Direction:
Write out the listing below in full and exactly, leaving out every picture.

Information supplied:
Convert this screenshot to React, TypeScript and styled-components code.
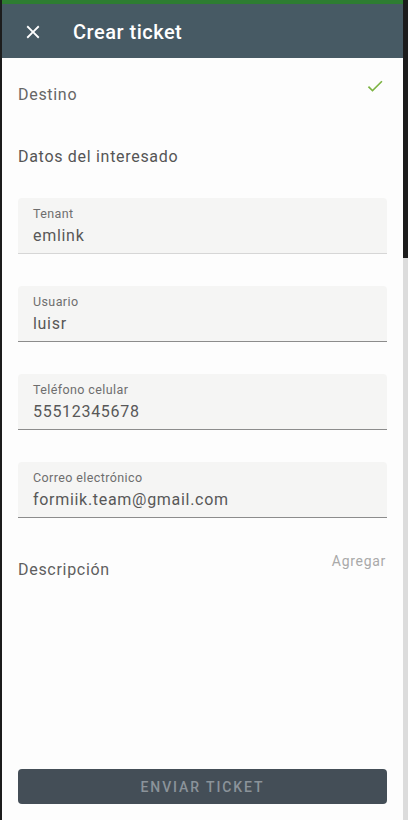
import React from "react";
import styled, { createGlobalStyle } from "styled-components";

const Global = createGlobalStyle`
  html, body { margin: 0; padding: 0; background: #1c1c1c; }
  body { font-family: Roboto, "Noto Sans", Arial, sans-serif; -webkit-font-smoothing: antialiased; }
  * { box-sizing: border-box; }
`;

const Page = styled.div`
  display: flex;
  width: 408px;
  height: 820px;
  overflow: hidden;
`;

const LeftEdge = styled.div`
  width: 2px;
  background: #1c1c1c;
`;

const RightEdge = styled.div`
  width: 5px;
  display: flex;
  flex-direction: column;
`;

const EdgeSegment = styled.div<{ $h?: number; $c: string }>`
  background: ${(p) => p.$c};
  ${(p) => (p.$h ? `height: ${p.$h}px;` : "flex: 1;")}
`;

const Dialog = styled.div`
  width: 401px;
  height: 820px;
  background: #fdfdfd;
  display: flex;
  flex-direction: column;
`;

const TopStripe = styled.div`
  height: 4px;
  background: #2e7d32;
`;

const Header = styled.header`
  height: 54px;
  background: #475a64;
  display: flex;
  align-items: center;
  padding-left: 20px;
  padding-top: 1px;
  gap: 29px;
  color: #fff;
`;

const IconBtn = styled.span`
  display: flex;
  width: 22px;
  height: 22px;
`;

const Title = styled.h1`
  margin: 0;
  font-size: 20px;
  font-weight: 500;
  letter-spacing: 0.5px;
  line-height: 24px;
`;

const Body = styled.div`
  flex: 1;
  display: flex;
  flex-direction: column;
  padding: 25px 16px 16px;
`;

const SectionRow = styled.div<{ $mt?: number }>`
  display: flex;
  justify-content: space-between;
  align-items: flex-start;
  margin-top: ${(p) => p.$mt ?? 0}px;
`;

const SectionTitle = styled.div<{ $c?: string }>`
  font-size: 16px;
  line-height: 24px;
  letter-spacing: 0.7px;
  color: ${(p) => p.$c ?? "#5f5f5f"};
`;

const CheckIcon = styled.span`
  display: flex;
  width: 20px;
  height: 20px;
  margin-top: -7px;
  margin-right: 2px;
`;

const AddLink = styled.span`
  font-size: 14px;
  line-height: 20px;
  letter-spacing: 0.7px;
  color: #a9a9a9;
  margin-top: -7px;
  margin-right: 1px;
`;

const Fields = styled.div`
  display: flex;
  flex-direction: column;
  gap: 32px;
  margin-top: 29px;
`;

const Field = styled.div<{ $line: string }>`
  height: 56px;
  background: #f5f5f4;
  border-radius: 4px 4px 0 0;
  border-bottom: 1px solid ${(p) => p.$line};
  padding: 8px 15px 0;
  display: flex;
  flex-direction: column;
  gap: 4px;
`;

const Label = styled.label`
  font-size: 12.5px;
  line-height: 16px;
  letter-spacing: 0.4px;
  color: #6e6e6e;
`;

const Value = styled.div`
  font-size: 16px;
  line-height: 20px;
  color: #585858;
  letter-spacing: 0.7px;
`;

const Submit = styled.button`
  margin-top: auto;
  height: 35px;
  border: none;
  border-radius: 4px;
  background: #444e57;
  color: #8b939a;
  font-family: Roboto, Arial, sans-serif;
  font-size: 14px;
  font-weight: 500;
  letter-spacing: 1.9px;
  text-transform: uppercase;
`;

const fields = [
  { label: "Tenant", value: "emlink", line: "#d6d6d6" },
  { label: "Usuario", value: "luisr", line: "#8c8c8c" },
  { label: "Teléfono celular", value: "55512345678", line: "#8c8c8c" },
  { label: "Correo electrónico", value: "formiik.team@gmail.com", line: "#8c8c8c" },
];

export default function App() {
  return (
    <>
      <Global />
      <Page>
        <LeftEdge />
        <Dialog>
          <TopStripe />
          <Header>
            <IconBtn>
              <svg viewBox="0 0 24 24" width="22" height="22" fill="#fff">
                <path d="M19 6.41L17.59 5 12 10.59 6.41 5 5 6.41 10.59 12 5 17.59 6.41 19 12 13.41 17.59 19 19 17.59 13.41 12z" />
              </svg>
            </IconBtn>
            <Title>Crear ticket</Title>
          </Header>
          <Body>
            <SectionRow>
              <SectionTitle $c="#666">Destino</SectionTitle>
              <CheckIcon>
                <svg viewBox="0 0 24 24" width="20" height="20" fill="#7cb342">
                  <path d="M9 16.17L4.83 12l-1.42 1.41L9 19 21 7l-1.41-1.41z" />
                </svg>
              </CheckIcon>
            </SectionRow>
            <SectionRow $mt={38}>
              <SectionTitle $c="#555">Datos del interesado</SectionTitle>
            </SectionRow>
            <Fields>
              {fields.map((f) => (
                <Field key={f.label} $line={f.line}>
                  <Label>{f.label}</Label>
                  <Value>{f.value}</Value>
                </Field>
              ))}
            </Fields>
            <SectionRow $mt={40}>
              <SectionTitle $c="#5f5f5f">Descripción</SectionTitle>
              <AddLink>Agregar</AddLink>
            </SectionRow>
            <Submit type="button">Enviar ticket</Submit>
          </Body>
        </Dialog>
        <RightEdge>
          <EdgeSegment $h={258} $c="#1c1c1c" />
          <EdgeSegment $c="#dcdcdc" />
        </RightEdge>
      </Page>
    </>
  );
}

Finished exercise:
Convert this screenshot to React, TypeScript and styled-components code.
import React from "react";
import styled, { createGlobalStyle } from "styled-components";

const Global = createGlobalStyle`
  html, body { margin: 0; padding: 0; background: #1c1c1c; }
  body { font-family: Roboto, "Noto Sans", Arial, sans-serif; -webkit-font-smoothing: antialiased; }
  * { box-sizing: border-box; }
`;

const Page = styled.div`
  display: flex;
  width: 408px;
  height: 820px;
  overflow: hidden;
`;

const LeftEdge = styled.div`
  width: 2px;
  background: #1c1c1c;
`;

const RightEdge = styled.div`
  width: 5px;
  display: flex;
  flex-direction: column;
`;

const EdgeSegment = styled.div<{ $h?: number; $c: string }>`
  background: ${(p) => p.$c};
  ${(p) => (p.$h ? `height: ${p.$h}px;` : "flex: 1;")}
`;

const Dialog = styled.div`
  width: 401px;
  height: 820px;
  background: #fdfdfd;
  display: flex;
  flex-direction: column;
`;

const TopStripe = styled.div`
  height: 4px;
  background: #2e7d32;
`;

const Header = styled.header`
  height: 54px;
  background: #475a64;
  display: flex;
  align-items: center;
  padding-left: 20px;
  padding-top: 1px;
  gap: 29px;
  color: #fff;
`;

const IconBtn = styled.span`
  display: flex;
  width: 22px;
  height: 22px;
`;

const Title = styled.h1`
  margin: 0;
  font-size: 20px;
  font-weight: 500;
  letter-spacing: 0.5px;
  line-height: 24px;
`;

const Body = styled.div`
  flex: 1;
  display: flex;
  flex-direction: column;
  padding: 25px 16px 16px;
`;

const SectionRow = styled.div<{ $mt?: number }>`
  display: flex;
  justify-content: space-between;
  align-items: flex-start;
  margin-top: ${(p) => p.$mt ?? 0}px;
`;

const SectionTitle = styled.div<{ $c?: string }>`
  font-size: 16px;
  line-height: 24px;
  letter-spacing: 0.7px;
  color: ${(p) => p.$c ?? "#5f5f5f"};
`;

const CheckIcon = styled.span`
  display: flex;
  width: 20px;
  height: 20px;
  margin-top: -7px;
  margin-right: 2px;
`;

const AddLink = styled.span`
  font-size: 14px;
  line-height: 20px;
  letter-spacing: 0.7px;
  color: #a9a9a9;
  margin-top: -7px;
  margin-right: 1px;
`;

const Fields = styled.div`
  display: flex;
  flex-direction: column;
  gap: 32px;
  margin-top: 29px;
`;

const Field = styled.div<{ $line: string }>`
  height: 56px;
  background: #f5f5f4;
  border-radius: 4px 4px 0 0;
  border-bottom: 1px solid ${(p) => p.$line};
  padding: 8px 15px 0;
  display: flex;
  flex-direction: column;
  gap: 4px;
`;

const Label = styled.label`
  font-size: 12.5px;
  line-height: 16px;
  letter-spacing: 0.4px;
  color: #6e6e6e;
`;

const Value = styled.div`
  font-size: 16px;
  line-height: 20px;
  color: #585858;
  letter-spacing: 0.7px;
`;

const Submit = styled.button`
  margin-top: auto;
  height: 35px;
  border: none;
  border-radius: 4px;
  background: #444e57;
  color: #8b939a;
  font-family: Roboto, Arial, sans-serif;
  font-size: 14px;
  font-weight: 500;
  letter-spacing: 1.9px;
  text-transform: uppercase;
`;

const fields = [
  { label: "Tenant", value: "emlink", line: "#d6d6d6" },
  { label: "Usuario", value: "luisr", line: "#8c8c8c" },
  { label: "Teléfono celular", value: "55512345678", line: "#8c8c8c" },
  { label: "Correo electrónico", value: "formiik.team@gmail.com", line: "#8c8c8c" },
];

export default function App() {
  return (
    <>
      <Global />
      <Page>
        <LeftEdge />
        <Dialog>
          <TopStripe />
          <Header>
            <IconBtn>
              <svg viewBox="0 0 24 24" width="22" height="22" fill="#fff">
                <path d="M19 6.41L17.59 5 12 10.59 6.41 5 5 6.41 10.59 12 5 17.59 6.41 19 12 13.41 17.59 19 19 17.59 13.41 12z" />
              </svg>
            </IconBtn>
            <Title>Crear ticket</Title>
          </Header>
          <Body>
            <SectionRow>
              <SectionTitle $c="#666">Destino</SectionTitle>
              <CheckIcon>
                <svg viewBox="0 0 24 24" width="20" height="20" fill="#7cb342">
                  <path d="M9 16.17L4.83 12l-1.42 1.41L9 19 21 7l-1.41-1.41z" />
                </svg>
              </CheckIcon>
            </SectionRow>
            <SectionRow $mt={38}>
              <SectionTitle $c="#555">Datos del interesado</SectionTitle>
            </SectionRow>
            <Fields>
              {fields.map((f) => (
                <Field key={f.label} $line={f.line}>
                  <Label>{f.label}</Label>
                  <Value>{f.value}</Value>
                </Field>
              ))}
            </Fields>
            <SectionRow $mt={40}>
              <SectionTitle $c="#5f5f5f">Descripción</SectionTitle>
              <AddLink>Agregar</AddLink>
            </SectionRow>
            <Submit type="button">Enviar ticket</Submit>
          </Body>
        </Dialog>
        <RightEdge>
          <EdgeSegment $h={258} $c="#1c1c1c" />
          <EdgeSegment $c="#dcdcdc" />
        </RightEdge>
      </Page>
    </>
  );
}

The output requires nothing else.